* _Data segment_:
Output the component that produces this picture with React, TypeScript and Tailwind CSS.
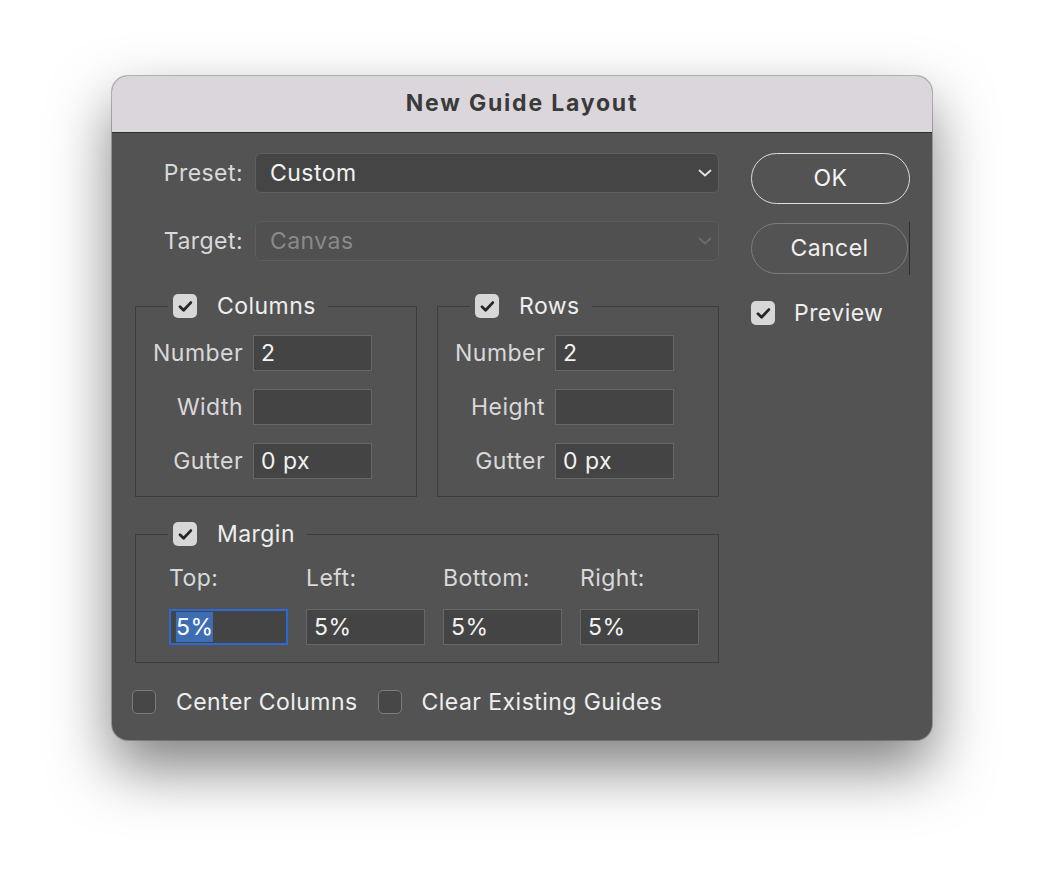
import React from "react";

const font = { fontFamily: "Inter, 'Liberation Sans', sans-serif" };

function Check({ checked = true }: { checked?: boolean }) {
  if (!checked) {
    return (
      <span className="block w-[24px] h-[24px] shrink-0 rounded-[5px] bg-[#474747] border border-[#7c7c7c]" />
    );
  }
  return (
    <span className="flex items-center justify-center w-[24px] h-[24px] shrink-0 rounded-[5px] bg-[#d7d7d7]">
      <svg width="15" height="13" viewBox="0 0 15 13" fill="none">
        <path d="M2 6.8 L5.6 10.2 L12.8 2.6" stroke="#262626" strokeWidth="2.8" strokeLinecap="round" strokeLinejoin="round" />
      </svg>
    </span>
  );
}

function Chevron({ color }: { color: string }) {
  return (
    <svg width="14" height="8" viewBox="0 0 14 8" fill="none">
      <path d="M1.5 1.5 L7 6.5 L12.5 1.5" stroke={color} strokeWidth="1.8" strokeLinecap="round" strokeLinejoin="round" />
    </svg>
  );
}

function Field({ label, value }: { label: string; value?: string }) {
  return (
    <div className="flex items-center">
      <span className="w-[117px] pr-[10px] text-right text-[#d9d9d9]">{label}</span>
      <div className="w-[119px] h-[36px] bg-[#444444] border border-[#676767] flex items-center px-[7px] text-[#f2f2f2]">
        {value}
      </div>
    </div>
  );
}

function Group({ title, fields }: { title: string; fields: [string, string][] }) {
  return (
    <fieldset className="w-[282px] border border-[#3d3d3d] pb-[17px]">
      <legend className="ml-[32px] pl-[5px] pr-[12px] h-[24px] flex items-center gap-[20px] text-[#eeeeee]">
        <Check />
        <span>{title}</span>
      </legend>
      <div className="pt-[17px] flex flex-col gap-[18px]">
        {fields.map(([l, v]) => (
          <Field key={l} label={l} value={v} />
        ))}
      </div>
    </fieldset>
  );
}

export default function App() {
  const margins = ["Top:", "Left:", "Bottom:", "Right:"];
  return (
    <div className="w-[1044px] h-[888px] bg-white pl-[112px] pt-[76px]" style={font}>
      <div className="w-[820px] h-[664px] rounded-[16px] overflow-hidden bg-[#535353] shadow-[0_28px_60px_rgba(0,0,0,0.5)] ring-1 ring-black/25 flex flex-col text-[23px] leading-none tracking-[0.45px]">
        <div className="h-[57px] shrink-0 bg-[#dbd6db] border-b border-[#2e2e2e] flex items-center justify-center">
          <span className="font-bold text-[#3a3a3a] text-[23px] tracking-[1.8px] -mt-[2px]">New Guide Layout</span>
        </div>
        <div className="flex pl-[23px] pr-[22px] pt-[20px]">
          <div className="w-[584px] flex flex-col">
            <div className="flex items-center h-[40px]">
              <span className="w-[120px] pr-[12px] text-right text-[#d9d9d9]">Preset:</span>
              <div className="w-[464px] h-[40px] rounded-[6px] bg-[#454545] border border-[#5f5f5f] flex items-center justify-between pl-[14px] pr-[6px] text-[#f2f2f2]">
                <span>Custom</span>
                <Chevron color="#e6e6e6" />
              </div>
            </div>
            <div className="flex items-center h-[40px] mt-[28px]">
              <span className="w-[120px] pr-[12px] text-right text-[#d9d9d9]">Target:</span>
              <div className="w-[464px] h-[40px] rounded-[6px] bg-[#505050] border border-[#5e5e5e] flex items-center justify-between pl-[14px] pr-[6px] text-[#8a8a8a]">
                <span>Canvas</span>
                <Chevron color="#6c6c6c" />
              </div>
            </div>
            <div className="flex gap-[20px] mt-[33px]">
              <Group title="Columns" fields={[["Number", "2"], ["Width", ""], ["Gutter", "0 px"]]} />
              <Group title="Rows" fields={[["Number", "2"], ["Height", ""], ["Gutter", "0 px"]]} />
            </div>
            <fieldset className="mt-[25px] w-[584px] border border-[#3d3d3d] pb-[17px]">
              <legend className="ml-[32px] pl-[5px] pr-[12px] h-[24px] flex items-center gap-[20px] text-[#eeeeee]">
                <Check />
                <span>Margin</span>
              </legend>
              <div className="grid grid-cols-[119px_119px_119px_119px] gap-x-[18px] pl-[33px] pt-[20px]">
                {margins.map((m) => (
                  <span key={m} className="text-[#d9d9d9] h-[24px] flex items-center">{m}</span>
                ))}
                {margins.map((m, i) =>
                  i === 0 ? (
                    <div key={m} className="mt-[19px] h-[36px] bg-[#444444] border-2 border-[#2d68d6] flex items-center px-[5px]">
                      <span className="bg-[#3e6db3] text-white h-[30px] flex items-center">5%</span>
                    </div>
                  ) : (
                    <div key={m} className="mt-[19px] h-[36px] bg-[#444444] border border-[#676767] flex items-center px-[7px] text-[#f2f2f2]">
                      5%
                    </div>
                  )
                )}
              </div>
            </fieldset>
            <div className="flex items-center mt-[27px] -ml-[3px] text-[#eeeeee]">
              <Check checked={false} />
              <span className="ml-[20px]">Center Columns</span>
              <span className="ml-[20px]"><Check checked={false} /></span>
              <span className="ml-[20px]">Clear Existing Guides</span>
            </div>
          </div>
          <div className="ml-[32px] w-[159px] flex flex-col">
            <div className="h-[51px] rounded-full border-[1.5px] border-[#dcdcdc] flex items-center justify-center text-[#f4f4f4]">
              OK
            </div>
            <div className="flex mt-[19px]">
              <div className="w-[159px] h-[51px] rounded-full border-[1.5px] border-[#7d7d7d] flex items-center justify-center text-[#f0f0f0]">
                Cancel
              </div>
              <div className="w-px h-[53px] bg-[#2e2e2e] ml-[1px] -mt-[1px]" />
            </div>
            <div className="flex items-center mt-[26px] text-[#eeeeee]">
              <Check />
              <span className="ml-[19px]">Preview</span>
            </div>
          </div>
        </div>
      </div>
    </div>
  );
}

* _Task directions_:
Report how many lines of the listing above include the word "React". Say nothing but the number.

* _Complete answer_:
2